→ **Written request**: Work out the number of lines containing "styled". Answer with nothing but that number.

>> start Data

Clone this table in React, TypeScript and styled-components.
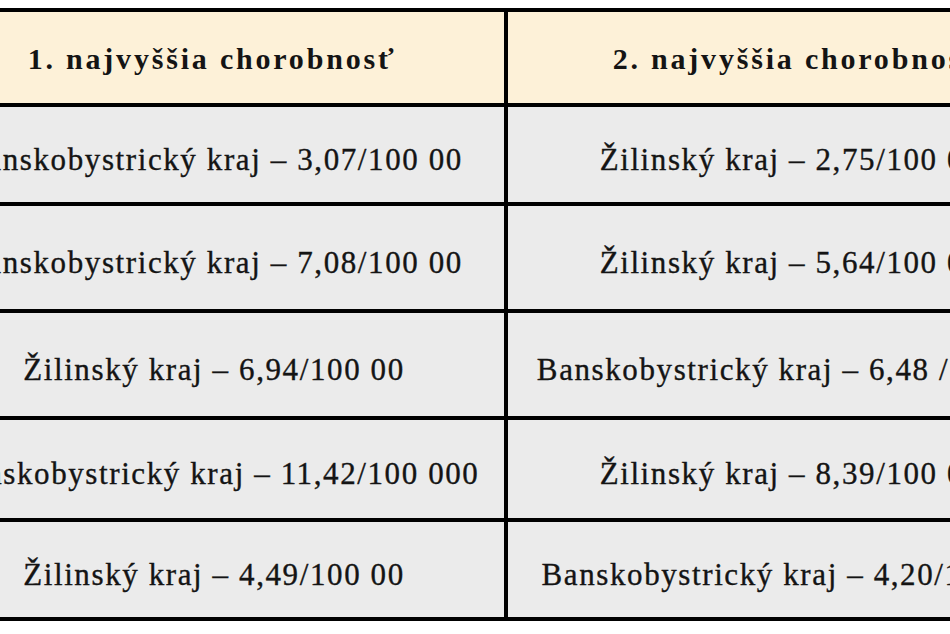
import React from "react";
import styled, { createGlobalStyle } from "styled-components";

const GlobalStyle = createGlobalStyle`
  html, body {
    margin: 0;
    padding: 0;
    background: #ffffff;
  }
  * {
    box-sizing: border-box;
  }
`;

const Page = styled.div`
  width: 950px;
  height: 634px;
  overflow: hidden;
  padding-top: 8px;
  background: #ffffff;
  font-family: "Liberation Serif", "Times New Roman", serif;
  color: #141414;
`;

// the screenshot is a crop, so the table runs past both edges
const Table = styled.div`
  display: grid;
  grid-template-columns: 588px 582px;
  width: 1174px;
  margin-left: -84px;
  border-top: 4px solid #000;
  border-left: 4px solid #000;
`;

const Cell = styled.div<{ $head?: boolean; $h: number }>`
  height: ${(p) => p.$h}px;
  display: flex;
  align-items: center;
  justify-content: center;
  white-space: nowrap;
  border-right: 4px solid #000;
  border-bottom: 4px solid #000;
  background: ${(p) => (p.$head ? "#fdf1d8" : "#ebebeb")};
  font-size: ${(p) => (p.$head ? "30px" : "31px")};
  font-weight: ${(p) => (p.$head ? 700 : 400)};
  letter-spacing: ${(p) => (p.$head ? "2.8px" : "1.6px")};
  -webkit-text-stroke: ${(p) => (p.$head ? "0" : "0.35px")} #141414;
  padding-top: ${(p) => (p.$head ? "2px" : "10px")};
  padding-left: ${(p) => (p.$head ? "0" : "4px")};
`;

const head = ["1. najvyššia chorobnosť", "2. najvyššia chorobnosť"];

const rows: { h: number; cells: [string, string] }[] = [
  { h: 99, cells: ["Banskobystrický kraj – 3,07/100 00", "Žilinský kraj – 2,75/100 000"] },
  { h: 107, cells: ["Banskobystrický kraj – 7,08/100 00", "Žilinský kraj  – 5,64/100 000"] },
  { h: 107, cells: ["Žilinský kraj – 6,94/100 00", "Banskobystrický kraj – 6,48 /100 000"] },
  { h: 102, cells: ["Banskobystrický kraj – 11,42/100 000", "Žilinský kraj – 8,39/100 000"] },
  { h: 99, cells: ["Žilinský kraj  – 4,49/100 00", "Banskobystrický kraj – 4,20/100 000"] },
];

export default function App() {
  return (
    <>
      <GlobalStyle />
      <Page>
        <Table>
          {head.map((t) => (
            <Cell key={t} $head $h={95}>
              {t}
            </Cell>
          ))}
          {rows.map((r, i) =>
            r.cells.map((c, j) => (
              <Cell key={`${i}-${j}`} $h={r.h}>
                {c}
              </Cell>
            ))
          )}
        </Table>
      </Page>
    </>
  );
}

>> end Data

→ **Complete response**: 5